For ideal rhythm, Gordon turns to Mozart’s Piano Concerto No. 17 in G, a score that helps give his “Minnesota” dances distinctively classical emphasis on symmetry and steadiness. The costumes refer to a genteel past and the text too is often nostalgic: intense events transmuted by time. Sometimes the movement specifically reflects the words (centrifugal patterns during talk about the wheel-of-life, for instance), but more often Gordon’s choreography reinforces verbal themes through a parallel concentration on matters of form and proportion.

If the source idiom for “Minnesota” is ballet, “New York” develops from show dancing and the “Western” section from folk dance. Gordon sees New York as torn between blue-collar fascism and designer anarchy, with Richard Rodgers’ “Slaughter on Tenth Avenue” again expressing both the nervous energy and glamour of the place. Random violence dominates this neodramatic section, with Gordon and his wife, Valda Setterfield, representing the classic, victimized soul of the city.

The concept of revision guides the “Western” section partly through structural gambits: Gordon and Setterfield dancing one duet twice, for example--the second time with umbrellas--or Gordon seizing the opportunity to re-choreograph that recurrent obsession of his career, a dance incorporating a metal folding chair. But the landscape’s own propensity for revision looms large in texts about disastrous dust storms and floods, as well as documentary accounts of changes wrought by industrialization.

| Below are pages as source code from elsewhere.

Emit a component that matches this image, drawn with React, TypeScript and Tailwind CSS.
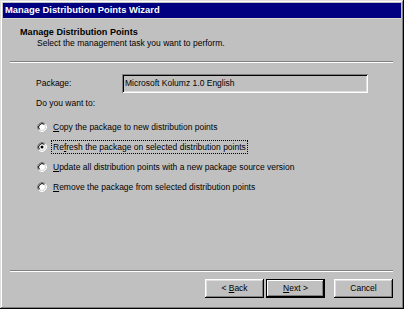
import React from "react";

const Radio = ({ checked }: { checked?: boolean }) => (
  <svg width="10" height="10" viewBox="0 0 10 10" className="shrink-0">
    <circle cx="5" cy="5" r="3.5" fill="#fff" />
    <path d="M1.82 8.18 A4.5 4.5 0 0 1 8.18 1.82" fill="none" stroke="#808080" strokeWidth="1" />
    <path d="M8.18 1.82 A4.5 4.5 0 0 1 1.82 8.18" fill="none" stroke="#ffffff" strokeWidth="1" />
    <path d="M2.53 7.47 A3.5 3.5 0 0 1 7.47 2.53" fill="none" stroke="#000" strokeWidth="1" />
    <path d="M7.47 2.53 A3.5 3.5 0 0 1 2.53 7.47" fill="none" stroke="#dfdfdf" strokeWidth="1" />
    {checked && <circle cx="5" cy="5" r="1.5" fill="#000" />}
  </svg>
);

const Sep = () => (
  <div className="ml-[7px] mr-[8px] h-[2px] border-t border-t-[#808080] border-b border-b-white" />
);

const Btn = ({ children, def }: { children: React.ReactNode; def?: boolean }) => (
  <div
    className={
      "w-[59px] h-[19px] flex items-center justify-center bg-[#c0c0c0] text-[8.5px] text-black " +
      (def
        ? "border border-black shadow-[inset_-1px_-1px_#000,inset_1px_1px_#fff,inset_-2px_-2px_#808080]"
        : "shadow-[inset_-1px_-1px_#000,inset_1px_1px_#fff,inset_-2px_-2px_#808080,inset_2px_2px_#dfdfdf]")
    }
  >
    <span className="whitespace-pre">{children}</span>
  </div>
);

export default function App() {
  const options: { pre: string; u: string; post: string; checked?: boolean }[] = [
    { pre: "", u: "C", post: "opy the package to new distribution points" },
    { pre: "Re", u: "f", post: "resh the package on selected distribution points", checked: true },
    { pre: "", u: "U", post: "pdate all distribution points with a new package source version" },
    { pre: "", u: "R", post: "emove the package from selected distribution points" },
  ];
  return (
    <div className="w-[404px] h-[309px] bg-[#c0c0c0] p-[3px] flex flex-col font-['Liberation_Sans',Arial,sans-serif] text-black shadow-[inset_-1px_-1px_#000,inset_1px_1px_#dfdfdf,inset_-2px_-2px_#808080,inset_2px_2px_#fff]">
      <div className="h-[15px] bg-[#000080] text-white font-bold text-[9.4px] flex items-center pl-[2px] whitespace-nowrap">
        Manage Distribution Points Wizard
      </div>
      <div className="h-[1px] bg-[#d8d8cc]" />
      <div className="pl-[17px] pt-[8px] text-[9.1px] font-bold leading-[11px] whitespace-nowrap">
        Manage Distribution Points
      </div>
      <div className="pl-[34px] text-[8.5px] leading-[11px] whitespace-nowrap">
        Select the management task you want to perform.
      </div>
      <div className="mt-[12px]">
        <Sep />
      </div>
      <div className="mt-[11px] flex items-center pl-[33px] text-[8.5px]">
        <div className="w-[86px]">Package:</div>
        <div className="w-[246px] h-[19px] flex items-center pl-[3px] whitespace-nowrap shadow-[inset_1px_1px_#808080,inset_-1px_-1px_#fff,inset_2px_2px_#000,inset_-2px_-2px_#dfdfdf]">
          Microsoft Kolumz 1.0 English
        </div>
      </div>
      <div className="mt-[5px] pl-[33px] text-[8.5px] leading-[11px]">Do you want to:</div>
      <div className="mt-[8px] flex flex-col pl-[34px] text-[8.5px]">
        {options.map((o, i) => (
          <div key={i} className="h-[20px] flex items-center gap-[4px]">
            <Radio checked={o.checked} />
            <span
              className={
                "px-[1px] leading-[12px] whitespace-nowrap border border-dotted " +
                (o.checked ? "border-black" : "border-transparent")
              }
            >
              {o.pre}
              <u>{o.u}</u>
              {o.post}
            </span>
          </div>
        ))}
      </div>
      <div className="flex-1" />
      <Sep />
      <div className="mt-[7px] mb-[8px] flex justify-end pr-[8px]">
        <Btn>
          {"< "}
          <u>B</u>ack
        </Btn>
        <div className="w-[2px]" />
        <Btn def>
          <u>N</u>
          {"ext >"}
        </Btn>
        <div className="w-[9px]" />
        <Btn>Cancel</Btn>
      </div>
    </div>
  );
}
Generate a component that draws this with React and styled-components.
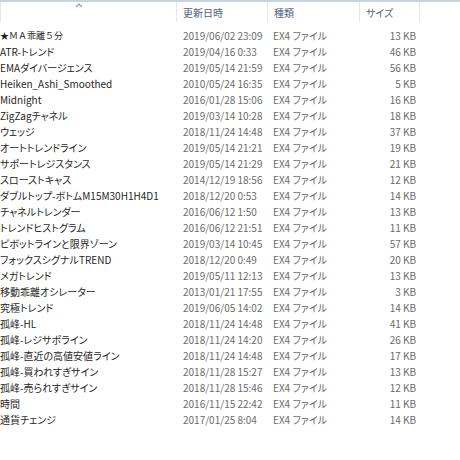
import React from "react";
import styled, { createGlobalStyle } from "styled-components";

const Global = createGlobalStyle`
  html, body { margin: 0; padding: 0; background: #fff; }
  body { width: 460px; height: 460px; overflow: hidden; }
`;

const files = [
  ["★ＭＡ乖離５分", "2019/06/02 23:09", "13 KB", true],
  ["ATR-トレンド", "2019/04/16 0:33", "46 KB"],
  ["EMAダイバージェンス", "2019/05/14 21:59", "56 KB"],
  ["Heiken_Ashi_Smoothed", "2010/05/24 16:35", "5 KB"],
  ["Midnight", "2016/01/28 15:06", "16 KB"],
  ["ZigZagチャネル", "2019/03/14 10:28", "18 KB"],
  ["ウェッジ", "2018/11/24 14:48", "37 KB"],
  ["オートトレンドライン", "2019/05/14 21:21", "19 KB"],
  ["サポートレジスタンス", "2019/05/14 21:29", "21 KB"],
  ["スローストキャス", "2014/12/19 18:56", "12 KB"],
  ["ダブルトップ-ボトムM15M30H1H4D1", "2018/12/20 0:53", "14 KB"],
  ["チャネルトレンダー", "2016/06/12 1:50", "13 KB"],
  ["トレンドヒストグラム", "2016/06/12 21:51", "11 KB"],
  ["ピボットラインと限界ゾーン", "2019/03/14 10:45", "57 KB"],
  ["フォックスシグナルTREND", "2018/12/20 0:49", "20 KB"],
  ["メガトレンド", "2019/05/11 12:13", "13 KB"],
  ["移動乖離オシレーター", "2013/01/21 17:55", "3 KB"],
  ["究極トレンド", "2019/06/05 14:02", "14 KB"],
  ["孤峰-HL", "2018/11/24 14:48", "41 KB"],
  ["孤峰-レジサポライン", "2018/11/24 14:20", "26 KB"],
  ["孤峰-直近の高値安値ライン", "2018/11/24 14:48", "17 KB"],
  ["孤峰-買われすぎサイン", "2018/11/28 15:27", "13 KB"],
  ["孤峰-売られすぎサイン", "2018/11/28 15:46", "12 KB"],
  ["時間", "2016/11/15 22:42", "11 KB"],
  ["通貨チェンジ", "2017/01/25 8:04", "14 KB"],
];

const cols = "177px 91px 92px 60px 1fr";

const Pane = styled.div`
  width: 460px;
  height: 460px;
  background: #fff;
  font-family: "Noto Sans CJK JP", "Noto Sans", sans-serif;
  font-feature-settings: "palt";
  font-size: 10px;
  display: flex;
  flex-direction: column;
`;

const Header = styled.div`
  display: grid;
  grid-template-columns: ${cols};
  height: 20px;
  border-top: 2px solid #c8d2e0;
`;

const HeaderCell = styled.div`
  position: relative;
  display: flex;
  align-items: center;
  padding-left: ${(p) => p.$pl || 6}px;
  color: #4f6483;
  border-right: ${(p) => (p.$last ? "none" : "1px solid #e4e8ee")};
  border-left: ${(p) => (p.$first ? "1px solid #e4e8ee" : "none")};
`;

const SortCaret = styled.svg`
  position: absolute;
  left: 74px;
  top: 1px;
`;

const List = styled.div`
  padding-top: 5px;
  display: flex;
  flex-direction: column;
`;

const Row = styled.div`
  display: grid;
  grid-template-columns: ${cols};
  height: 16px;
  align-items: center;
  white-space: nowrap;
`;

const Name = styled.div`
  color: #1f1f1f;
  padding-left: 0;
  overflow: hidden;
  font-feature-settings: ${(p) => (p.$full ? "normal" : "\"palt\"")};
  font-size: ${(p) => (p.$full ? "9px" : "10px")};
`;

const Cell = styled.div`
  color: #6b6b6b;
  padding-left: ${(p) => p.$pl}px;
  padding-right: ${(p) => p.$pr || 0}px;
  text-align: ${(p) => p.$align || "left"};
`;

export default function App() {
  return (
    <>
      <Global />
      <Pane>
        <Header>
          <HeaderCell $first>
            <SortCaret width="8" height="5" viewBox="0 0 8 5">
              <path d="M1 4 L4 1 L7 4" fill="none" stroke="#8a9ab0" strokeWidth="1.2" />
            </SortCaret>
          </HeaderCell>
          <HeaderCell $pl={6}>更新日時</HeaderCell>
          <HeaderCell $pl={6}>種類</HeaderCell>
          <HeaderCell $pl={6}>サイズ</HeaderCell>
          <HeaderCell $last />
        </Header>
        <List>
          {files.map(([n, d, s, full]) => (
            <Row key={n}>
              <Name $full={full}>{n}</Name>
              <Cell $pl={6}>{d}</Cell>
              <Cell $pl={5}>EX4 ファイル</Cell>
              <Cell $align="right" $pr={4}>{s}</Cell>
              <Cell />
            </Row>
          ))}
        </List>
      </Pane>
    </>
  );
}
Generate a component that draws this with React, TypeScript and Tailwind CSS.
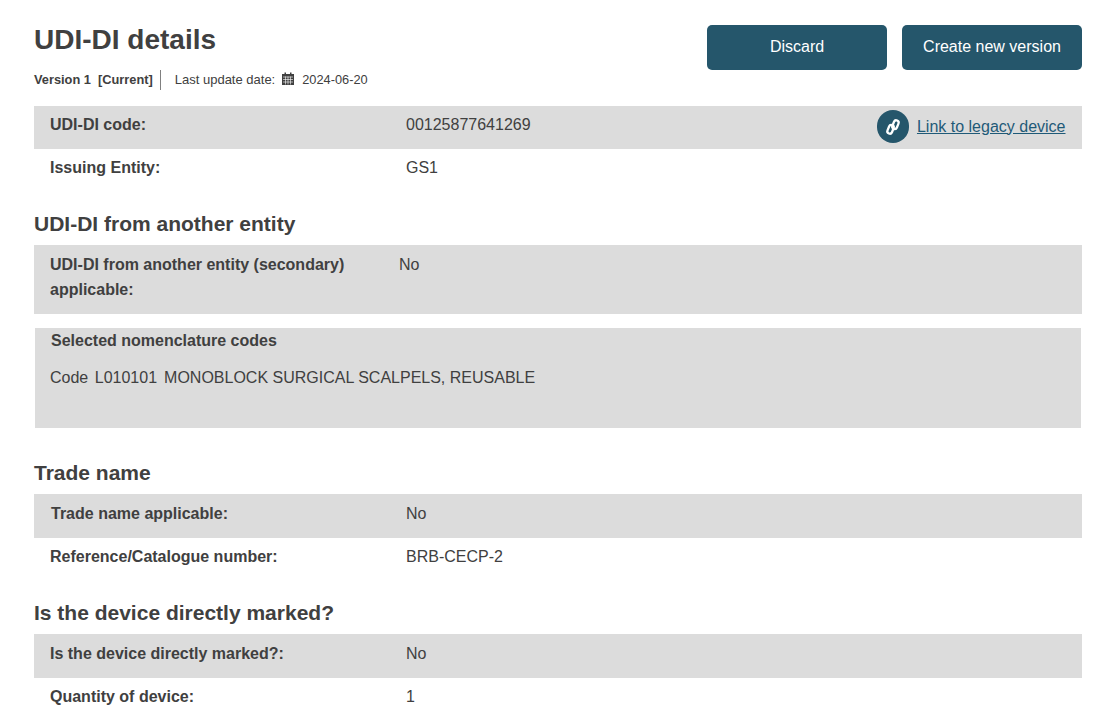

Not all of the work is equally successful and the “New York” section is especially problematic when it swerves into literal, dead-end dance-drama (Setterfield in widow’s weeds) or timidly treads on the very familiar turf conquered by George Balanchine, Jerome Robbins, Talley Beatty and others.

Fortunately, with this “United States,” there’s no pressure to love it or leave it. Gordon is on to something fundamental about evolving consciousness and there’s every hope that as his research continues, his own consciousness will deepen and his work evolve beyond formula insights into something so proudly we hail.